Ok. So then. Lets back this up a bit. I know a far amount about mining coins - I was looking into setting AllCrypt up as a pool/exchange and trying to figure out how to merge mine coins, and when doing that, I learned a lot about how mining works. Super short: There is a target, which is based off the difficulty. Miners slam random numbers through the algo, and see if it beats the target number. If so, you solved the block, submit it.

How the hell does POS work then? All POS coins are "advertised" as you get a % return per <time period> but this is obviously done by internal mining.

What's the process? It's based on the coins you have... how? It cant be CPU based (CPU mine as normal, if you hit the block your reward is percentage based) because then it could be cheated and someone with more CPU could mine more POS blocks.

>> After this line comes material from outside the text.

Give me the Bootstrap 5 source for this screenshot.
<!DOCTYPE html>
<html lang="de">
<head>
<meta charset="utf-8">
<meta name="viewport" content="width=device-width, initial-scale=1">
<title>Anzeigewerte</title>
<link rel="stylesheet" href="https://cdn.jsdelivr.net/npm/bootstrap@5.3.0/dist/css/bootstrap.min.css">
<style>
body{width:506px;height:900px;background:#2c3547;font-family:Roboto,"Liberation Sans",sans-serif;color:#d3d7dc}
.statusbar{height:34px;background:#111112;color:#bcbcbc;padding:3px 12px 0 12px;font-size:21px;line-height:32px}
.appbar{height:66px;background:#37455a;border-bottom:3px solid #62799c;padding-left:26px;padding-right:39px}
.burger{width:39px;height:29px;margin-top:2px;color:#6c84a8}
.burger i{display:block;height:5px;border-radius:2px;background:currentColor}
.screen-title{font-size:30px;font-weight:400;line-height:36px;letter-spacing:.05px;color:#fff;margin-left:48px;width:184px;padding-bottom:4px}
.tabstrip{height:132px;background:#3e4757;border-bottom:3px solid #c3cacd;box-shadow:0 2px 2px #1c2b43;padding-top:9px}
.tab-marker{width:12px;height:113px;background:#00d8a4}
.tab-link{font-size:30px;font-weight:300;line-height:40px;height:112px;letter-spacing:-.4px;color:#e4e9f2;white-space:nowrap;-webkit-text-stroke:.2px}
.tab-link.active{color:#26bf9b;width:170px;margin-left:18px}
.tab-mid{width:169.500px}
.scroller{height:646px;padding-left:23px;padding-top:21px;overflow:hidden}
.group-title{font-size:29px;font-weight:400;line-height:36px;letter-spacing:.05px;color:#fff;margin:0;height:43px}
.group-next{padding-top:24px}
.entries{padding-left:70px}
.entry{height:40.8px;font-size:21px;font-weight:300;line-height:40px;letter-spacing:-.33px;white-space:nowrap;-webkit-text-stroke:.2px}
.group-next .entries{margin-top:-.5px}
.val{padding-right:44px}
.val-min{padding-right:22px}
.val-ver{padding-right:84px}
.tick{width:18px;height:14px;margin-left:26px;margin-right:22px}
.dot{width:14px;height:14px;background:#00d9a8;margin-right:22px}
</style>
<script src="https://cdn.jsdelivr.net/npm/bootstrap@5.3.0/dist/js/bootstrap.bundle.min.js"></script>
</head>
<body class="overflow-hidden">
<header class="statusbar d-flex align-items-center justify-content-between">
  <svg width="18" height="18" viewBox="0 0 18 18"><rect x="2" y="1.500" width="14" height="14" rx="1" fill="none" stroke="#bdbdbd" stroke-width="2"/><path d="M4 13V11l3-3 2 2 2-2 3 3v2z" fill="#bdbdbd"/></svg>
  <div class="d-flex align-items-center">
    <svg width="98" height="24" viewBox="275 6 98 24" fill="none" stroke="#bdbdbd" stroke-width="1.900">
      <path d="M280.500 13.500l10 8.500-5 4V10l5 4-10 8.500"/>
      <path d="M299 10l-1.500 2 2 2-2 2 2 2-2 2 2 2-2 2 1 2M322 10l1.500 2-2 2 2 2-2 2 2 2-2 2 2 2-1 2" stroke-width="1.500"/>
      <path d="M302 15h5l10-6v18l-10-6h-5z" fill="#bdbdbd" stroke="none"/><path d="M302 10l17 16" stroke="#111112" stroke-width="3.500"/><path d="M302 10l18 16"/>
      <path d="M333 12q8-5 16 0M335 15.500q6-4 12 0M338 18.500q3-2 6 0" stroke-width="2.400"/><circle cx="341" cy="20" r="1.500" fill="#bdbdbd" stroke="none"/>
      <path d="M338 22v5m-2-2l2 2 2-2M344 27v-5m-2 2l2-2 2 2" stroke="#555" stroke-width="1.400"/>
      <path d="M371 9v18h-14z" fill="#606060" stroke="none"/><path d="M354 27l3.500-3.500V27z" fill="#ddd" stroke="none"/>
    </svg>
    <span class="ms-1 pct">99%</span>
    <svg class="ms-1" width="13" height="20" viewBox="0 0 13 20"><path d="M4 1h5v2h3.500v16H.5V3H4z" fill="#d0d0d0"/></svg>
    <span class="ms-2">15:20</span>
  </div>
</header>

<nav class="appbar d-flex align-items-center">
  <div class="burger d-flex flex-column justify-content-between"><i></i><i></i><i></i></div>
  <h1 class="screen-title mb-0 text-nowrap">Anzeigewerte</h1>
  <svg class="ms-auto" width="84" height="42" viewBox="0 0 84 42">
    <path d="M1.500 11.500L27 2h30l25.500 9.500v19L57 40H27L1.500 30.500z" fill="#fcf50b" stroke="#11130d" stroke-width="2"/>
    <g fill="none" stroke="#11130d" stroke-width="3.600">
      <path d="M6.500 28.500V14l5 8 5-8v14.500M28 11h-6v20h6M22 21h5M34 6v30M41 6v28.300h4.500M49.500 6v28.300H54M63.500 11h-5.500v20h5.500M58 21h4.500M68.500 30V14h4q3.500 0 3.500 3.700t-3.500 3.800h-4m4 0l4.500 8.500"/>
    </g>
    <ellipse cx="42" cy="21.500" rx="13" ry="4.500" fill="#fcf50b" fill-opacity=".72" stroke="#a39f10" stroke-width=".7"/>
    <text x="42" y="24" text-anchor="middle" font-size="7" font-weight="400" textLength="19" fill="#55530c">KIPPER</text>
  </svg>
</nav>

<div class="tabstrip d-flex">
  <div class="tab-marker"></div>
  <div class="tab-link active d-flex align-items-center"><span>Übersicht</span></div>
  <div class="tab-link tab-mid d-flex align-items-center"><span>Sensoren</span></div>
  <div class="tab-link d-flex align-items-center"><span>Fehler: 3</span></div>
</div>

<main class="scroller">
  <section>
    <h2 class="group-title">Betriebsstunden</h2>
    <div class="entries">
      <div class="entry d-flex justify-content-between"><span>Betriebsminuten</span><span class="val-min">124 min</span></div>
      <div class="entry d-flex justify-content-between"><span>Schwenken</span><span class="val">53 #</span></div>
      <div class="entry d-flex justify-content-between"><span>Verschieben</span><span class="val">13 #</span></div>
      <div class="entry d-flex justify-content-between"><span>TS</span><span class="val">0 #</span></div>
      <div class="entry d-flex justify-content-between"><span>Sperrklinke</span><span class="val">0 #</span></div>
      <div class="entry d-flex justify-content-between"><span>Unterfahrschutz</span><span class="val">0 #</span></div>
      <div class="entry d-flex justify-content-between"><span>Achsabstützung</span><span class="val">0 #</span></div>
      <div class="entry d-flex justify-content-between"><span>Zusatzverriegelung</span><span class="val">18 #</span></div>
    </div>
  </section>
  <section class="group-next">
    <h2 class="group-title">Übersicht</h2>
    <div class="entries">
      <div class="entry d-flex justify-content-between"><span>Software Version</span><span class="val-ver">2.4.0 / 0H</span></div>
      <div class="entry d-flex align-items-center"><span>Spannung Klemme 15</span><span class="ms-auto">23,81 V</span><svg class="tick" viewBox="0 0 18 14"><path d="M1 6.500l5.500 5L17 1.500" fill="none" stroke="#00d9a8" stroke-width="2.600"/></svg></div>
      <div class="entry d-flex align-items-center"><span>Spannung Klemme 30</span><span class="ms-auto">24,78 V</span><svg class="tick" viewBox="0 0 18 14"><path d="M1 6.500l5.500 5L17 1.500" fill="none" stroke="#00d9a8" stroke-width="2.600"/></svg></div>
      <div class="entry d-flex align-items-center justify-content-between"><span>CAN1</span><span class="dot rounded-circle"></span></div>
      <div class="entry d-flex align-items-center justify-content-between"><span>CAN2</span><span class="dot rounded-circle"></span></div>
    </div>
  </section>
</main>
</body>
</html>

So it's the coins themselves that "mine". How? What exactly is being hashed and compared to the target? Every coin you have? Every unspent input? Every address that has coins? What determines what is hashed? Because since you have finite coins in your wallet, you only have a finite number of tries to mine a block. If it's not finite, then it's CPU based and more CPU = more mining = If I have 10,000 coins and you have 10,000 coins and you have a faster CPU you'll mine more than me. So, can't be that. (Or is it that, but the rewards are throttled?)

I want to fix this issue. At least in the wallets on my site. And if it's an elegant solution, hell, maybe it's the next big thing. Lots of coins feature KGW or DigiShield. Not bad advertising to feature something our exchange came up with.

Again - I've googled everything I can think of trying to find a whitepaper or reference, and nothing gives me the info I'm looking for. Combing the code is ungodly painful when I dont even know what I'm looking for. Thats why I tried profiling... see what's chewing up the CPU. But, the results were worthless (see my post a few back).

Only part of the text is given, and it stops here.